═════ Recorded data

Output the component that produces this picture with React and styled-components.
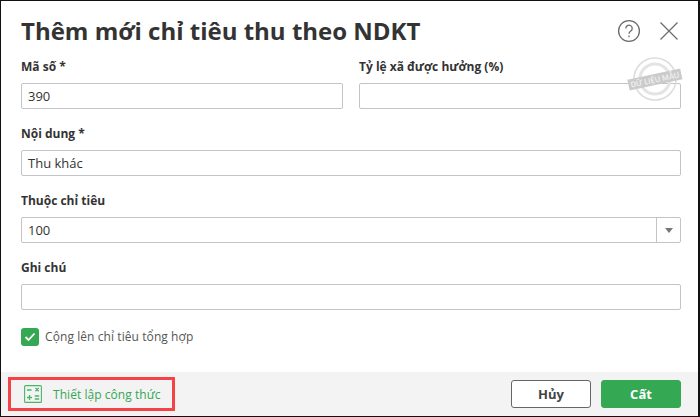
import React from 'react';
import styled, { createGlobalStyle } from 'styled-components';

const Global = createGlobalStyle`
  html, body { margin: 0; padding: 0; background: #000; }
  * { box-sizing: border-box; }
  body { font-family: "Open Sans", "Noto Sans", sans-serif; }
`;

const Dialog = styled.div`
  position: relative;
  width: 700px;
  height: 417px;
  background: #fff;
  border: solid #111;
  border-width: 1px 2px 1px 1px;
  display: flex;
  flex-direction: column;
  overflow: hidden;
`;

const Header = styled.header`
  height: 57px;
  padding: 13px 19px 0 20px;
  display: flex;
  align-items: flex-start;
  justify-content: space-between;
`;

const Title = styled.h1`
  margin: 0;
  font-size: 24px;
  line-height: 33px;
  font-weight: 700;
  color: #333;
`;

const HeaderIcons = styled.div`
  display: flex;
  align-items: center;
  gap: 18px;
  padding-top: 5px;
  color: #666;
`;

const Body = styled.div`
  flex: 1;
  padding: 0 17px 0 20px;
  display: flex;
  flex-direction: column;
  gap: 16px;
`;

const TwoCols = styled.div`
  display: grid;
  grid-template-columns: 322px 322px;
  column-gap: 16px;
`;

const Field = styled.div`
  display: flex;
  flex-direction: column;
  gap: 8px;
`;

const Label = styled.label`
  font-size: 12px;
  line-height: 18px;
  font-weight: 700;
  color: #333;
  height: 17px;
`;

const Input = styled.div`
  height: 26px;
  border: 1px solid #c3c3cb;
  border-radius: 2px;
  padding: 0 6px;
  font-size: 13px;
  line-height: 25px;
  color: #333;
  background: #fff;
`;

const SelectBox = styled(Input)`
  display: flex;
  justify-content: space-between;
  padding-right: 0;
`;

const SelectArrow = styled.span`
  width: 24px;
  border-left: 1px solid #c3c3cb;
  display: flex;
  align-items: center;
  justify-content: center;
  &::after {
    content: '';
    border-style: solid;
    border-width: 5px 4px 0 4px;
    border-color: #777 transparent transparent transparent;
  }
`;

const CheckRow = styled.div`
  display: flex;
  align-items: center;
  gap: 6px;
  margin-top: 2px;
  font-size: 12px;
  letter-spacing: 0.08px;
  line-height: 18px;
  color: #555;
`;

const CheckBox = styled.span`
  width: 18px;
  height: 18px;
  border-radius: 3px;
  background: #34a853;
  display: flex;
  align-items: center;
  justify-content: center;
`;

const Footer = styled.footer`
  height: 44px;
  background: #f3f3f3;
  padding: 0 17px 0 7px;
  display: flex;
  align-items: center;
  justify-content: space-between;
`;

const FormulaLink = styled.div`
  width: 167px;
  height: 34px;
  border: 3px solid #f44347;
  display: flex;
  align-items: center;
  gap: 11px;
  padding-left: 13px;
  font-size: 12px;
  letter-spacing: 0.05px;
  color: #34a853;
`;

const Actions = styled.div`
  display: flex;
  gap: 10px;
`;

const Button = styled.button`
  width: 80px;
  height: 28px;
  border-radius: 3px;
  font-family: inherit;
  font-size: 13px;
  font-weight: 700;
  padding: 0;
  border: 1px solid ${p => (p.$primary ? '#34a853' : '#666')};
  background: ${p => (p.$primary ? '#34a853' : '#fff')};
  color: ${p => (p.$primary ? '#fff' : '#444')};
`;

const Stamp = styled.svg`
  position: absolute;
  left: 627px;
  top: 55px;
  overflow: visible;
`;

export default function App() {
  return (
    <>
      <Global />
      <Dialog>
        <Header>
          <Title>Thêm mới chỉ tiêu thu theo NDKT</Title>
          <HeaderIcons>
            <svg width="24" height="24" viewBox="0 0 24 24" fill="none" stroke="#6b6b6b" strokeWidth="1.3">
              <circle cx="12" cy="12" r="10.4" />
              <path d="M8.8 9.4a3.2 3.2 0 1 1 5 2.6c-1.2.8-1.8 1.4-1.8 2.8" />
              <path d="M12 16.6v1.6" />
            </svg>
            <svg width="20" height="20" viewBox="0 0 20 20" fill="none" stroke="#6b6b6b" strokeWidth="1.2">
              <path d="M1.5 1.5l17 17M18.5 1.5l-17 17" />
            </svg>
          </HeaderIcons>
        </Header>
        <Body>
          <TwoCols>
            <Field>
              <Label>Mã số *</Label>
              <Input>390</Input>
            </Field>
            <Field>
              <Label>Tỷ lệ xã được hưởng (%)</Label>
              <Input />
            </Field>
          </TwoCols>
          <Field>
            <Label>Nội dung *</Label>
            <Input>Thu khác</Input>
          </Field>
          <Field>
            <Label>Thuộc chỉ tiêu</Label>
            <SelectBox>
              100
              <SelectArrow />
            </SelectBox>
          </Field>
          <Field>
            <Label>Ghi chú</Label>
            <Input />
          </Field>
          <CheckRow>
            <CheckBox>
              <svg width="12" height="10" viewBox="0 0 12 10" fill="none" stroke="#fff" strokeWidth="1.8">
                <path d="M1.5 5l3 3 6-6.5" />
              </svg>
            </CheckBox>
            Cộng lên chỉ tiêu tổng hợp
          </CheckRow>
        </Body>
        <Footer>
          <FormulaLink>
            <svg width="18" height="18" viewBox="0 0 18 18" fill="none" stroke="#4cb569" strokeWidth="1.1">
              <rect x="0.6" y="0.6" width="16.8" height="16.8" rx="1" />
              <path d="M3 5h4.5M11.5 3l3.2 3.2M14.7 3l-3.2 3.2M3 12.5h5M5.5 10v5M10.8 11h4.4M10.8 14h4.4" strokeWidth="1.3" />
            </svg>
            Thiết lập công thức
          </FormulaLink>
          <Actions>
            <Button>Hủy</Button>
            <Button $primary>Cất</Button>
          </Actions>
        </Footer>
        <Stamp width="56" height="48" viewBox="0 0 56 48" fill="none">
          <circle cx="27" cy="23" r="21" stroke="#dcdcdc" strokeWidth="1.5" />
          <circle cx="27" cy="23" r="15" stroke="#e4e4e4" strokeWidth="3" />
          <g transform="rotate(-12 27 24)">
            <rect x="0" y="18" width="54" height="11" fill="#cbcbcb" />
            <text x="27" y="26.5" textAnchor="middle" fontSize="7.6" fontWeight="600" fill="#f2f2f2" fontFamily="Open Sans">DỮ LIỆU MẪU</text>
          </g>
        </Stamp>
      </Dialog>
    </>
  );
}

══════════

- Goal of the exercise: Of the lines in the material, how many include "React"? Respond with the number alone.

- Completed exercise: 2